Genius: Wharton Grads' Startup Is the Warby Parker of Fingerless Gloves
Photo by Andrea Black / CC BY-SA 2.0
February 6, 2019 at 3:46 am
Innovation. Disruption. Impact. These words are rarely applied to fingerless glove companies, but three recent Wharton graduates want to change that.
Michelle Woo, Gilbert Casus, and Amelia Andrews all graduated from Wharton last year, but have been working on their startup since the end of their junior year. Their company Dexter Gloves is about to begin selling fingerless gloves to the public.
"It's basically the Warby Parker of fingerless glove companies," Andrews explained. "We offer a wide range of styles and fits of fingerless glove at a lower price point than all our competitors, and we've secured venture capital funding to open a trendy, unique retail store in New York."
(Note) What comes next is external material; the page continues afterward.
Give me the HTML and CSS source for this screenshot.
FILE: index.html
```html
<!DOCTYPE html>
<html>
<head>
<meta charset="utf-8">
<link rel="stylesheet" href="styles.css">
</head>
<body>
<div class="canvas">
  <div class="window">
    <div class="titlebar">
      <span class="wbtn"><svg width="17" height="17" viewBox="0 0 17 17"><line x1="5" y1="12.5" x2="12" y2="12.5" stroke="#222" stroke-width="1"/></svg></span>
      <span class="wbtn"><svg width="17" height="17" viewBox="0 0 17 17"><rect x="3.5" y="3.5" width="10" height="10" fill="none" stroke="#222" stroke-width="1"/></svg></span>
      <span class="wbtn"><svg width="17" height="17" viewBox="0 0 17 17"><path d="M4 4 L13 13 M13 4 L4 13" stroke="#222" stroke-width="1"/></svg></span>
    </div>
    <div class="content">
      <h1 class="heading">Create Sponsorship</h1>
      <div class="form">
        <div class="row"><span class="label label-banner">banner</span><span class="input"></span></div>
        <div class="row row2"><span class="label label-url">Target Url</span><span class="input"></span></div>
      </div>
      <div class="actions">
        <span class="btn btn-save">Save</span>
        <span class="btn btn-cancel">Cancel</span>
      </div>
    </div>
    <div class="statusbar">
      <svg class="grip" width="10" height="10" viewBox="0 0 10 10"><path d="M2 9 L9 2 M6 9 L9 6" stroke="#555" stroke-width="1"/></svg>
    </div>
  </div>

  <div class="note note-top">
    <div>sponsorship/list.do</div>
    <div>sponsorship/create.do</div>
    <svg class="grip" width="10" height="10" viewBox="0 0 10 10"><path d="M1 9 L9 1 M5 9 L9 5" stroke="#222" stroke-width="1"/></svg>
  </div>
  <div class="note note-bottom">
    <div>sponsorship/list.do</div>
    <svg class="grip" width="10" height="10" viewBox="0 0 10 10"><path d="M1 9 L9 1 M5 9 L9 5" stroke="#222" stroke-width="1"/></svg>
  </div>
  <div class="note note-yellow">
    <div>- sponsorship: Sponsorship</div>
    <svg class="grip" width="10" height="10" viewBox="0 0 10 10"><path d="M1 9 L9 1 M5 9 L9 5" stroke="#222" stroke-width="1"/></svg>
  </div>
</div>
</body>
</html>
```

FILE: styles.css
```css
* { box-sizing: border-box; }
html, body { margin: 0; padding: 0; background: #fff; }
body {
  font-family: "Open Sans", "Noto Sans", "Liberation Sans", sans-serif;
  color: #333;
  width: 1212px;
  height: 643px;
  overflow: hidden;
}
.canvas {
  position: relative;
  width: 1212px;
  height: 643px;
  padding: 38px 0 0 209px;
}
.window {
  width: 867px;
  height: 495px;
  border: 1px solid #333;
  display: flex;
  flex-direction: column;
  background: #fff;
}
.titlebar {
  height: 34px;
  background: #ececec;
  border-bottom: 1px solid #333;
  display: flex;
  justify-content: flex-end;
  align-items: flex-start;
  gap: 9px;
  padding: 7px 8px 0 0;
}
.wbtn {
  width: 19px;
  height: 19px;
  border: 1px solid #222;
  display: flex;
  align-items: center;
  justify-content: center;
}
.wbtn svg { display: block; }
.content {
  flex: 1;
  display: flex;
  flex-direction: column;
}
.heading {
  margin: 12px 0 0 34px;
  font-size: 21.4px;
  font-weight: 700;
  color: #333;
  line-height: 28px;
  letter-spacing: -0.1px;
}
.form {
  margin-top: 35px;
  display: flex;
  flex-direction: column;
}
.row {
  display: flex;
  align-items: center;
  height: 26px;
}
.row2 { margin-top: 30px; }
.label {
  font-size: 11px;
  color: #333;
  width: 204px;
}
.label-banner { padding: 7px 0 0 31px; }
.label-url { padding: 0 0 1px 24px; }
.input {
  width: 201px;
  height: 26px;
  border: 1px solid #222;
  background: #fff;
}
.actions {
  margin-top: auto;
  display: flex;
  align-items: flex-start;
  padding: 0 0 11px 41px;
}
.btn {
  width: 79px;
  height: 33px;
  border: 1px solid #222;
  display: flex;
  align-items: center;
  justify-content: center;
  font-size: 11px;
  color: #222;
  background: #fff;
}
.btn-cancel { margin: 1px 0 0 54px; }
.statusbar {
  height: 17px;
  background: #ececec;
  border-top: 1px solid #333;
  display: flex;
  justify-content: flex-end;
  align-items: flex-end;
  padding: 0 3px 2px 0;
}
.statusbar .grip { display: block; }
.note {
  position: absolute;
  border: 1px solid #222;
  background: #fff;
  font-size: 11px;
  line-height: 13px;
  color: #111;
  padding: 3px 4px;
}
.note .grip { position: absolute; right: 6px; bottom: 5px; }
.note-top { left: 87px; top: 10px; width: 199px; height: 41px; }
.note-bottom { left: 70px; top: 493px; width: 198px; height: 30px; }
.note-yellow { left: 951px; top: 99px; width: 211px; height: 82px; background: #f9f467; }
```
Similar to Warby Parker's model for donating glasses, Dexter Gloves plans to give one pair of fingerless gloves to a person who needs them for every pair sold in stores.
"Giving back is so important," Casus said. "There are countless people in the world who need the warmth of a glove but demand the agility of bare fingers. When you buy a pair of Dexter Gloves, you'll know that you're helping someone else be able to play the guitar or use a touch screen in moderately cold weather."
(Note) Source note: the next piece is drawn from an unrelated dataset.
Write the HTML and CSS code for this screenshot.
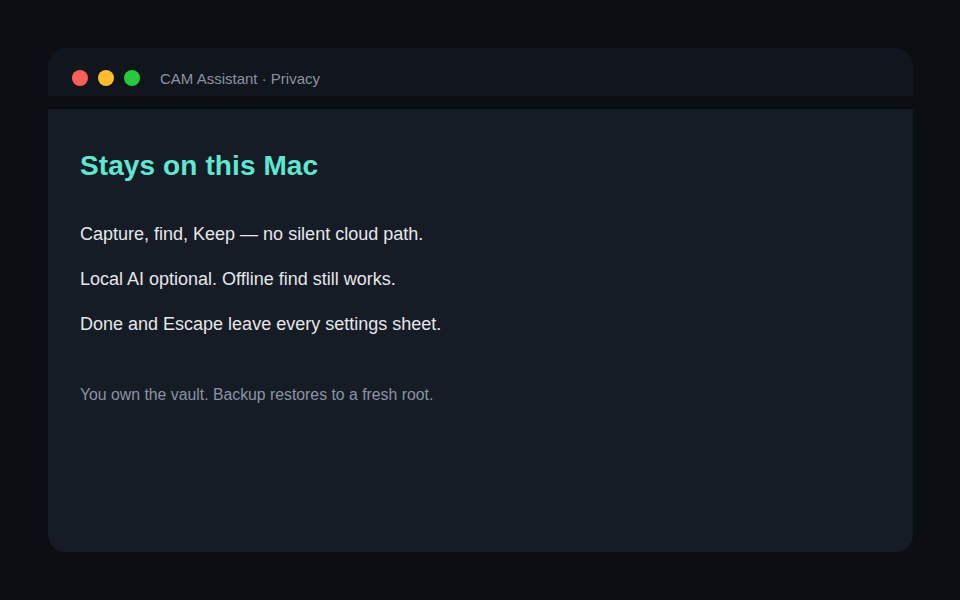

Like Warby Parker, Dexter Gloves will send you a number of fingerless gloves to try on in the convenience of your home. You can even take a picture of your hands and try the gloves on virtually. The company offers a number of styles in materials like leather, wool, cotton, fleece, and even suede.
Woo claims that the company's hope is that instead of owning just one or two pairs of fingerless gloves, consumers will be able to buy a multitude of pairs to wear for different occasions, moods, or outfits. "We designed our gloves to be affordable enough that you can own ten pairs," she said. "Everyone loves fingerless gloves, but they just weren't accessible enough. Now they will be."
Dexter Gloves' flagship store opens in New York City this April. It will be thirty seven degrees and full of finger food, touch screens, and small nuts on screws so that customers can experience the utility of fingerless gloves.
"We're so excited," Casus said. "We're going to be rich, I think."